Though the performance seems wild, it is tightly disciplined. Each dancer trains for years, learning how to embody his mask’s spirit without revealing his identity. Community members treat the masked figures with reverence and fear, addressing them as actual spirits rather than humans in costume. No uninitiated person is allowed to touch a mask or interfere with the ritual. Even today, Gule Wamkulu remains a powerful moral institution, reminding the Chewa that the ancestors observe all actions and that harmony must be maintained.
Mythic Connection
In Chewa cosmology, the world is shared between the living, the dead, and the yet-to-be-born. Gule Wamkulu is the ritual doorway through which these realms interact.
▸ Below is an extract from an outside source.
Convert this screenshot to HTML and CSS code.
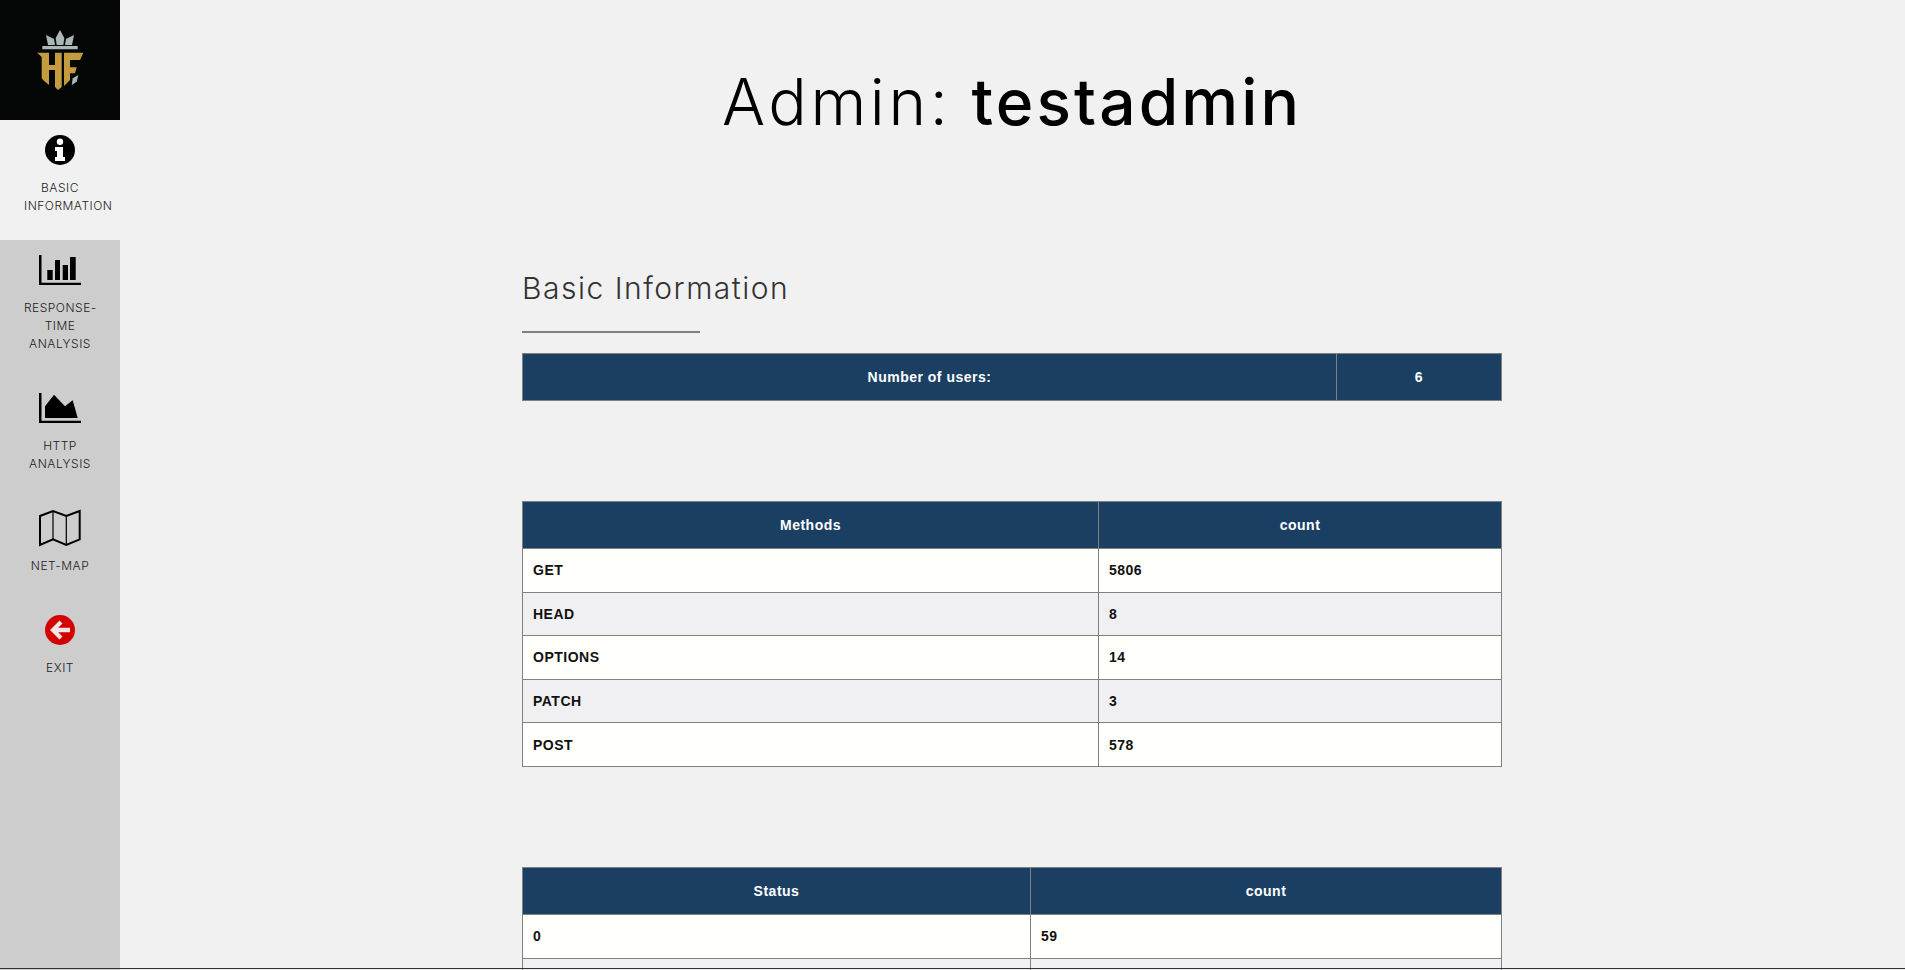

According to ancestral teachings, the Nyau masks represent beings who emerge from bwalo, the sacred cemetery space believed to be the dwelling of the spirits. When a dancer wears a mask, he becomes a vessel for the ancestor it symbolizes. The community recognizes him not as a performer but as the ancestor made present.
Some myths recount that the first Nyau spirits were ancient ancestors who taught the Chewa how to maintain social stability. They used fear and spectacle to enforce moral discipline, ensuring that greed, disobedience, or disrespect toward elders did not shatter communal harmony. Other stories describe the masks as manifestations of mizimu, spirits who observe human behavior and intervene during funerals or crises to restore balance.
The symbolism of the masks encodes philosophical lessons. Animal figures reveal the qualities humans must learn to embrace or avoid. Grotesque human caricatures warn against vices that fracture society. High-ranking ancestral masks symbolize leadership, justice, and continuity. Each appearance reinforces the message that life is intertwined with the spiritual realm, and that the ancestors are never distant.
Gule Wamkulu also mirrors the Chewa understanding of nature as alive with sacred presence. Raffia represents the forest, the source of ancestral power. Animal skins and feathers link the human body to the wisdom of non-human beings. Drums echo the heartbeat of the earth. Through this ritual, the Chewa express a worldview where community, nature, and spirit form one interconnected whole.
Author’s Note
This entry presents Gule Wamkulu through its ancestral symbolism, ritual structure, and mythic worldview. It aims to illuminate how the Chewa maintain harmony with the spiritual realm through sacred performance and to show how this ancient tradition continues to shape identity and communal memory.
Knowledge Check
1. What is the central purpose of Gule Wamkulu?
To embody ancestral spirits and teach moral, social, and spiritual lessons through masked performance.
2. Why do performers wear masks and raffia costumes?
Because the costumes transform them into spirit beings, allowing ancestors to appear physically in the community.
3. When is Gule Wamkulu performed?
During funerals, initiations, chief installations, and major community ceremonies.
4. How does Gule Wamkulu reflect Chewa cosmology?
It demonstrates the belief that ancestors remain active and continue guiding the living.
5. Why are some masks intentionally frightening?
To enforce discipline, warn against immoral behavior, and teach community values.
6. What role do elders play during the ritual?
They control the sequence, guide performers, and ensure the spiritual and social rules are maintained.